Boehner, however, argued that in his case it was an injury because his constituents would think less of him for receiving a financial benefit to which he was not legally entitled. This argument, essentially identical to Johnson’s, was accepted by the D.C. Circuit, which stated: “We do not think it the office of a court to insist that getting additional monetary compensation is a good when the recipient, a congressman, says that in his political position it is a bad.”

We will see if the federal court in Wisconsin follows this line of reasoning. If it does not, Senator Johnson still may be able to prevail on standing with regard to the “official office” designation issue. Here Johnson contends that OPM has unlawfully punted the responsibility for determining who works for an “official office” within the statutory meaning. This places a burden on the individual member to make this determination, without any guidance from OPM, and results in identically situated staffers being treated differently.

DOJ’s arguments against standing on this issue strike me as less than impressive. The primary argument is that the necessity of determining which employees work for an “official office” results from the ACA itself, not from OPM. That’s true, but it is OPM that has taken a legal determination that should be made by the agency and made it into an arbitrary choice to be made by members.

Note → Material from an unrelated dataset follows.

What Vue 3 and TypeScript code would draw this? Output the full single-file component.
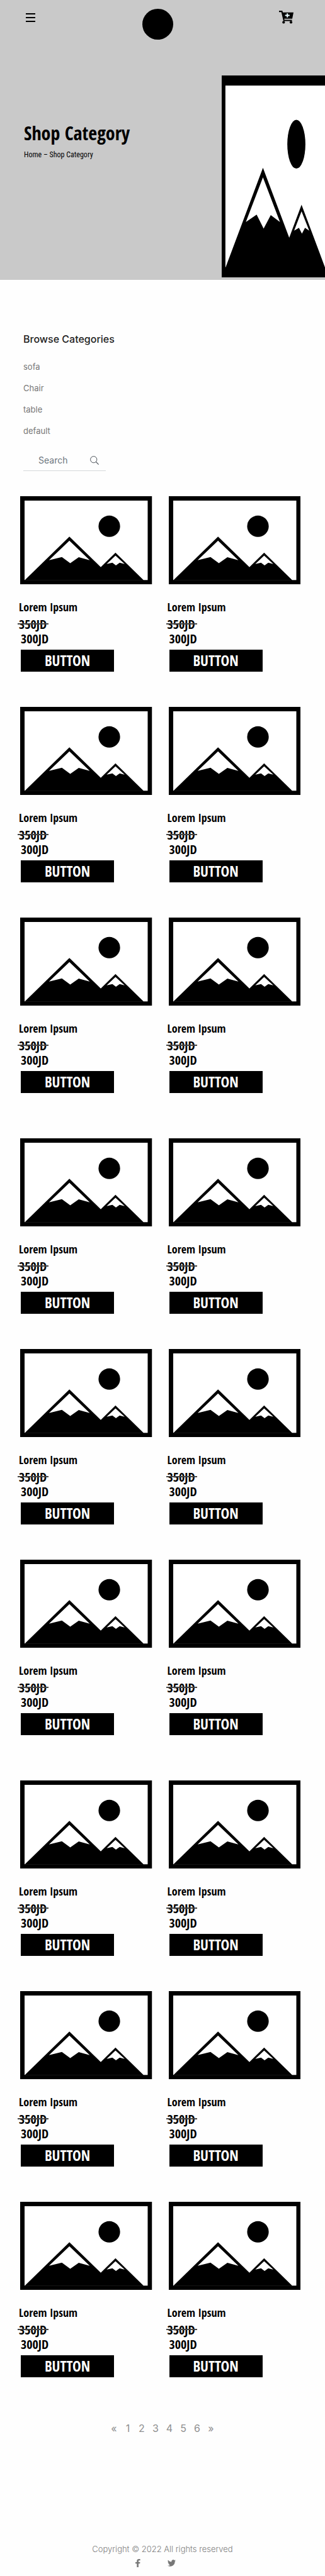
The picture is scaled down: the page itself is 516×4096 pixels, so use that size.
<script setup lang="ts">
import { ref } from 'vue'

interface Product {
  id: number
  name: string
  oldPrice: string
  price: string
}

const categories: string[] = ['sofa', 'Chair', 'table', 'default']
const pages: string[] = ['«', '1', '2', '3', '4', '5', '6', '»']
const query = ref('')

const groups: Product[][] = [0, 1, 2].map((g) =>
  Array.from({ length: 6 }, (_, i) => ({
    id: g * 6 + i,
    name: 'Lorem Ipsum',
    oldPrice: '350JD',
    price: '300JD',
  })),
)
</script>

<template>
  <div class="page">
    <svg class="defs" aria-hidden="true">
      <symbol id="landscape" viewBox="0 0 209 140" preserveAspectRatio="none">
        <rect width="209" height="140" fill="#000" />
        <rect x="7" y="7" width="195" height="126" fill="#fff" />
        <ellipse cx="141.2" cy="47.7" rx="17.1" ry="16.9" fill="#000" />
        <path
          d="M7 133.5 78 64l49.7 48.5L151 89.6l44.8 43.9z"
          fill="#000"
        />
        <path
          d="M78 70.6l32.2 31-17.4-4.8-13.5 9.4-13.2-9.7-20.4 5.1z"
          fill="#fff"
        />
        <path
          d="M151 94.2l14.5 13.4-7.9-2-5.9 4.1-5.6-4.1-9.1 2z"
          fill="#fff"
        />
      </symbol>
    </svg>

    <header class="hero">
      <nav class="bar">
        <button class="icon-btn menu" type="button" aria-label="Menu">
          <svg viewBox="0 0 15 14" width="15" height="14">
            <path d="M0 1h15M0 7h15M0 13h15" stroke="#000" stroke-width="2" />
          </svg>
        </button>
        <a class="logo" href="#" aria-label="Home"></a>
        <button class="icon-btn cart" type="button" aria-label="Cart">
          <svg viewBox="0 0 23 21" width="23" height="21">
            <path
              d="M0 0h5.3l.7 2.7h17l-2 10H8.3l.3 1.9h11.9v2H7L3.7 2.2H0z"
              fill="#000"
            />
            <circle cx="7.3" cy="18.4" r="2.1" fill="#000" />
            <circle cx="19" cy="18.4" r="2.1" fill="#000" />
            <path d="M13.2 4.2v6.6M9.6 7.5h7.2" stroke="#e9fbff" stroke-width="2" />
          </svg>
        </button>
      </nav>
      <div class="banner">
        <div class="intro">
          <h1>Shop Category</h1>
          <p>Home – Shop Category</p>
        </div>
        <svg class="banner-pic" role="img" aria-label="Banner">
          <use href="#landscape" width="100%" height="100%" />
        </svg>
      </div>
    </header>

    <aside class="browse">
      <h2>Browse Categories</h2>
      <ul>
        <li v-for="c in categories" :key="c"><a href="#">{{ c }}</a></li>
      </ul>
      <form class="search" @submit.prevent>
        <input v-model="query" type="text" placeholder="Search" aria-label="Search" />
        <button class="icon-btn" type="submit" aria-label="Submit search">
          <svg viewBox="0 0 14 14" width="14" height="14">
            <circle cx="5.7" cy="5.7" r="5.1" fill="none" stroke="#495057" />
            <path d="M9.4 9.4l4.2 4.2" stroke="#495057" stroke-width="1.2" />
          </svg>
        </button>
      </form>
    </aside>

    <main class="groups">
      <section v-for="(group, g) in groups" :key="g" class="grid">
        <article v-for="p in group" :key="p.id" class="card">
          <svg class="pic" viewBox="0 0 209 140" role="img" :aria-label="p.name">
            <use href="#landscape" width="209" height="140" />
          </svg>
          <h3>{{ p.name }}</h3>
          <div><del>{{ p.oldPrice }}</del></div>
          <div class="price">{{ p.price }}</div>
          <button class="buy" type="button">BUTTON</button>
        </article>
      </section>
    </main>

    <nav class="pages" aria-label="Pages">
      <a v-for="n in pages" :key="n" href="#">{{ n }}</a>
    </nav>

    <footer class="footer">
      <p>Copyright © 2022 All rights reserved</p>
      <div class="social">
        <a href="#" aria-label="Facebook">
          <svg viewBox="0 0 8 13" width="8" height="13">
            <path
              d="M2.3 13V7.2H0V5h2.3V3.3C2.3 1.1 3.6 0 5.6 0c.9 0 1.7.1 2 .1v2.1H6.2c-1.1 0-1.3.5-1.3 1.3V5h2.6l-.4 2.2H4.9V13z"
              fill="#777"
            />
          </svg>
        </a>
        <a href="#" aria-label="Twitter">
          <svg viewBox="0 0 24 20" width="13" height="11">
            <path
              d="M24 2.4a9.800 9.800 0 0 1-2.800.8A4.900 4.900 0 0 0 23.300.5a9.900 9.900 0 0 1-3.100 1.200 4.900 4.900 0 0 0-8.400 4.500A14 14 0 0 1 1.700 1a4.900 4.900 0 0 0 1.500 6.600A4.900 4.900 0 0 1 1 7v.1a4.900 4.900 0 0 0 3.900 4.800 5 5 0 0 1-2.200.1 4.900 4.900 0 0 0 4.600 3.400A9.900 9.900 0 0 1 0 17.500 14 14 0 0 0 21.500 5v-.2A10 10 0 0 0 24 2.400z"
              fill="#777"
            />
          </svg>
        </a>
      </div>
    </footer>
  </div>
</template>

<style>
body {
  margin: 0;
  background: #fefefe;
}
</style>

<style scoped>
.page {
  font-family: Inter, "Open Sans", sans-serif;
  color: #222;
}
h1,
h2,
h3,
p,
ul {
  margin: 0;
  padding: 0;
}
ul {
  list-style: none;
}
a {
  color: inherit;
  text-decoration: none;
}
svg {
  display: block;
}
.defs {
  position: absolute;
  width: 0;
  height: 0;
}
.icon-btn {
  padding: 0;
  border: 0;
  background: none;
}

.hero {
  overflow: hidden;
  background: #c9c9c9;
  color: #000;
}
.bar {
  display: flex;
  justify-content: space-between;
  align-items: flex-start;
  height: 106px;
  padding: 14px 50px 0 41px;
}
.menu {
  width: 17px;
  margin-top: 7px;
}
.cart {
  margin-top: 3px;
}
.logo {
  width: 49px;
  height: 49px;
  border-radius: 50%;
  background: #000;
}
.banner {
  display: flex;
  justify-content: space-between;
  padding-bottom: 4px;
}
.intro {
  padding: 71px 0 0 38px;
}
.intro h1 {
  font: bold 30px/42px "Open Sans Condensed", "Open Sans", sans-serif;
}
.intro p {
  margin-top: 3px;
  font: 12px/20px "Roboto Condensed", Roboto, sans-serif;
}
.banner-pic {
  width: 34%;
  height: 321px;
  margin-right: -11px;
}

.browse {
  padding: 82px 37px 0;
}
.browse h2 {
  font-size: 16px;
  font-weight: 500;
  line-height: 24px;
}
.browse ul {
  margin-top: 15px;
  color: #777;
  font-size: 13px;
  line-height: 34px;
}
.search {
  display: flex;
  align-items: center;
  width: 131px;
  height: 32px;
  margin-top: 14px;
  border-bottom: 1px solid #d5d8da;
}
.search input {
  flex: 1;
  min-width: 0;
  padding: 0 0 0 24px;
  border: 0;
  outline: 0;
  background: none;
  color: #6c757d;
  font: 14px/20px Inter, "Open Sans", sans-serif;
}
.search input::placeholder {
  color: #6c757d;
  opacity: 1;
}
.search button {
  margin-right: 11px;
}

.groups {
  display: grid;
  gap: 16px;
  margin-top: 40px;
}
.grid {
  display: grid;
  grid-template-columns: 1fr 1fr;
  grid-auto-rows: 335px;
  column-gap: 24px;
  padding: 0 39px 0 30px;
}
.card {
  color: #000;
  font: bold 20px/23px "Open Sans Condensed", "Open Sans", sans-serif;
}
.pic {
  box-sizing: border-box;
  width: 100%;
  height: auto;
  padding-left: 2px;
}
.card h3 {
  margin: 22px 0 2px;
  font-size: 18px;
  line-height: 28px;
}
.card del {
  position: relative;
  text-decoration: none;
}
.card del::after {
  content: "";
  position: absolute;
  left: -2px;
  right: -3px;
  top: 12px;
  height: 2px;
  background: #444;
}
.price {
  padding-left: 3px;
}
.buy {
  display: block;
  width: 70%;
  height: 35px;
  margin: 6px 0 0 3px;
  padding: 0 0 2px;
  border: 0;
  background: #000;
  color: #fff;
  font: bold 23px/30px "Open Sans Condensed", "Open Sans", sans-serif;
}

.pages {
  display: flex;
  justify-content: center;
  margin-top: 13px;
  color: #8f8f8f;
  font-size: 16px;
  line-height: 24px;
}
.pages a {
  min-width: 22px;
  text-align: center;
}

.footer {
  margin-top: 170px;
  padding-bottom: 14px;
  color: #808080;
  text-align: center;
}
.footer p {
  font-size: 13px;
  font-weight: 300;
  line-height: 20px;
}
.social {
  display: flex;
  align-items: center;
  justify-content: center;
  gap: 43px;
  margin-top: 6px;
  padding-right: 22px;
}
</style>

DOJ also argues that Johnson does not really have to undertake the burden of making this decision because he has the option of delegating it to the Senate’s administrative office. But that’s just another way of making the decision. Johnson knows what determination the Senate administrative office will make. If that is the legally correct determination, then OPM should have made that determination in the first place. Instead, OPM is essentially giving members the option to decide whether or not they want to follow the law. Since following the law will impose a cost on a member (particularly in comparison to another member who may decide not to follow it), that does seem to place an individual burden on each member.